Alan James Napier (1921 - 2009)
It is with great sorrow that I have to report the passing of one of our founding members. Alan Napier passed away on 27 October 2009 age 88.
Alan was born on 5 March 1921 in Woolwich, London and was the third child to John and Frances Napier. John was a merchant seaman and Frances used to cook for a group of doctors during the war, a job she kept going until she retired. Educated at Shooters Hill Boys Grammar, Alan left at 16 to work in London trading in coal. At 18, much to his mothers dismay, he joined the Service and spent time in Egypt, Ceylon and Burma. Alan wanted to fly but due to colour blindness became an aircaft engineer. He was on 30 Squadron in Ratmalana and spent a lot of his free time with the children at the local school for the blind and left a bequest in his will to the school in "recognition of the valuable help the school gave the Squadron whilst stationed nearby". Alan revisited Sri Lanka with his friend Ben Lugg and this was the inspiration Alan needed to set about finding lost colleagues. He took the first steps by placing an ad in the 'National Press' and much to his surprise and delight the '30 Squadron Reunion' was born.

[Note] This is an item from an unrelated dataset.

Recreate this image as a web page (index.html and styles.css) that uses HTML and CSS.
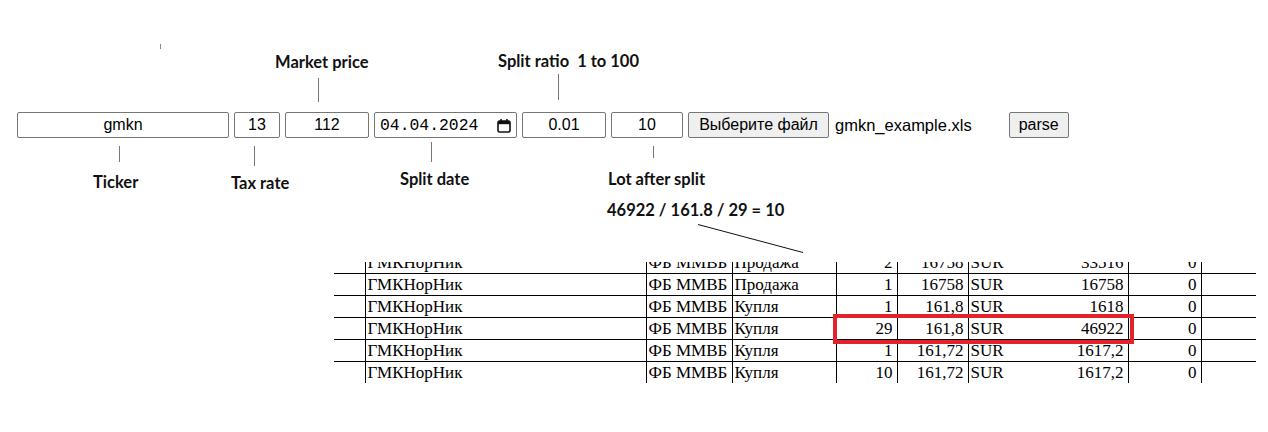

John Bell, Life President of the Association and 30 Sqn Commanding Officer at the time remembers the start of the Association well:
"...someone on the Squadron handed me a copy of the RAF News with a notice in it saying that ex-2nd WW 30 Sqn members were invited to meet up at a pub in London. We got in touch (1984), went to their meeting, and together we decided to hold a 70th reunion at Lyneham the following year. Alan had set up the London reunion and was instrumental in organising things and has been a stalwart member of the Association over the years." - John Bell
After leaving the Service, Alan joined the Civil Service where he met Sylvia. In 1951 they married and set up home in Little Heath, Charlton. In the late 70's Alan's work ethos was rewarded by the award of an Imperial Service Order and retired from the Civil Service in the early 80's. His hobbies included gardening, rugby, where he was interested in the pursuits of Blackheath RFC, and supported Charlton FC all his life with his father-in-law. Perhaps his greatest passion was his family. Geraldine, his eldest daughter, remembers him as a very loving father and grandfather, always considerate and more than happy to help out - specializing in 'Dad's Cabs' whenever the need arose! This coupled with his "infectious sense of humour" made him a terriffic dad and grandfather to our children", said Geraldine.

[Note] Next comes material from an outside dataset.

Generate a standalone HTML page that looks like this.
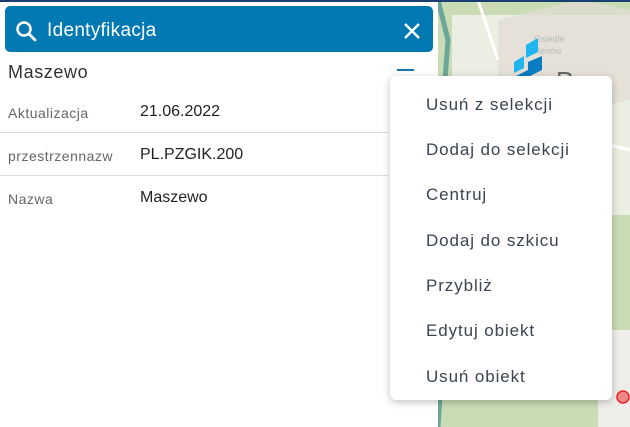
<!DOCTYPE html>
<html><head><meta charset="utf-8"><style>
*{margin:0;padding:0;box-sizing:border-box}
body{width:630px;height:427px;overflow:hidden;position:relative;background:#fff;font-family:"Liberation Sans","DejaVu Sans",sans-serif}
.map{position:absolute;left:438px;top:0;width:192px;height:427px;background:#cfe0c0;overflow:hidden}
.topbar{position:absolute;left:0;top:0;width:630px;height:2px;background:#1a3f72}
.search{position:absolute;left:5px;top:6px;width:428px;height:46px;background:#0279b3;border-radius:5px;color:#fff}
.search .t{position:absolute;left:42px;top:14px;font-size:19px;letter-spacing:0.3px}
.title{position:absolute;left:8px;top:62px;font-size:18px;color:#333;letter-spacing:0.6px}
.row{position:absolute;left:0;width:388px;height:42px;border-bottom:1px solid #ddd}
.row .k{position:absolute;left:8px;top:14px;font-size:14px;color:#666;letter-spacing:0.5px}
.row .v{position:absolute;left:140px;top:12px;font-size:16px;color:#222}
.menu{position:absolute;left:390px;top:76px;width:222px;height:324px;background:#fff;border-radius:6px;box-shadow:0 2px 8px rgba(0,0,0,.25)}
.menu div{position:absolute;left:36px;font-size:17px;color:#3a4452;letter-spacing:0.9px}
</style></head><body>
<div class="map">
<svg width="192" height="427">
<rect width="192" height="427" fill="#c9dcb5"/>
<rect x="14" y="15" width="178" height="200" fill="#eef1e8" opacity=".9"/>
<path d="M0 0 L10 40 L4 120 L10 200 L0 260 L6 330 L0 427" stroke="#6aa79a" stroke-width="5" fill="none"/>
<path d="M60 20 L140 0 L192 10 L192 100 L110 120 L60 80Z" fill="#e2dcd4" opacity=".7"/>
<path d="M70 100 Q110 130 192 150" stroke="#fff" stroke-width="3" fill="none"/>
<path d="M40 0 L60 60" stroke="#fff" stroke-width="3"/>
<text x="118" y="90" font-size="26" fill="#666" font-family="Liberation Sans">Pom</text>
<text x="140" y="116" font-size="26" fill="#333" font-weight="bold" font-family="Liberation Sans">dr</text>
<text x="96" y="42" font-size="9" fill="#bbb" font-family="Liberation Sans">Osiedle</text>
<text x="100" y="54" font-size="9" fill="#bbb" font-family="Liberation Sans">lenów</text>
<polygon points="88,45 100,38 100,52 88,58" fill="#1fb5ee"/>
<polygon points="76,62 86,56 86,68 76,73" fill="#1fb5ee"/>
<polygon points="90,62 104,56 104,70 90,77" fill="#0a7cc4"/>
<polygon points="78,76 90,70 90,80 78,85" fill="#0a7cc4"/>
<rect x="160" y="330" width="32" height="97" fill="#f0eeea"/>
<circle cx="185" cy="397" r="6" fill="#e88" stroke="#e22" stroke-width="1.5"/>
</svg>
</div>
<div class="topbar"></div>
<div class="search">
<svg style="position:absolute;left:10px;top:14px" width="22" height="22"><circle cx="9" cy="9" r="6.5" stroke="#fff" stroke-width="2.5" fill="none"/><path d="M14 14 L20 20" stroke="#fff" stroke-width="2.8" stroke-linecap="round"/></svg>
<div class="t">Identyfikacja</div>
<svg style="position:absolute;left:398px;top:16px" width="18" height="18"><path d="M2 2L16 16M16 2L2 16" stroke="#fff" stroke-width="2.5"/></svg>
</div>
<div class="title">Maszewo</div>
<div style="position:absolute;left:397px;top:69px;width:17px;height:2px;background:#1677b5"></div>
<div class="row" style="top:91px"><span class="k">Aktualizacja</span><span class="v">21.06.2022</span></div>
<div class="row" style="top:134px"><span class="k">przestrzennazw</span><span class="v">PL.PZGIK.200</span></div>
<div class="row" style="top:177px;border:none"><span class="k">Nazwa</span><span class="v">Maszewo</span></div>
<div class="menu">
<div style="top:19px">Usuń z selekcji</div>
<div style="top:64px">Dodaj do selekcji</div>
<div style="top:109px">Centruj</div>
<div style="top:155px">Dodaj do szkicu</div>
<div style="top:200px">Przybliż</div>
<div style="top:245px">Edytuj obiekt</div>
<div style="top:291px">Usuń obiekt</div>
</div>
</body></html>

Alan died of heart failure at the local Kent and Canterbury Hospital and was buried on the 9 November 2009. Although it was a wet Monday, "The sun broke through just at the right moment" remembers Gerry.
When Geraldine was asked how she would sum up her father she said,
"Dad was a quiet, well liked man who shunned the limelight, always put others first, was committed to all that he did, most of all to his family. I am proud to be his daughter"
Alan leaves behind his loving wife Sylvia and his 2 daughters Geraldine and Jacqueline.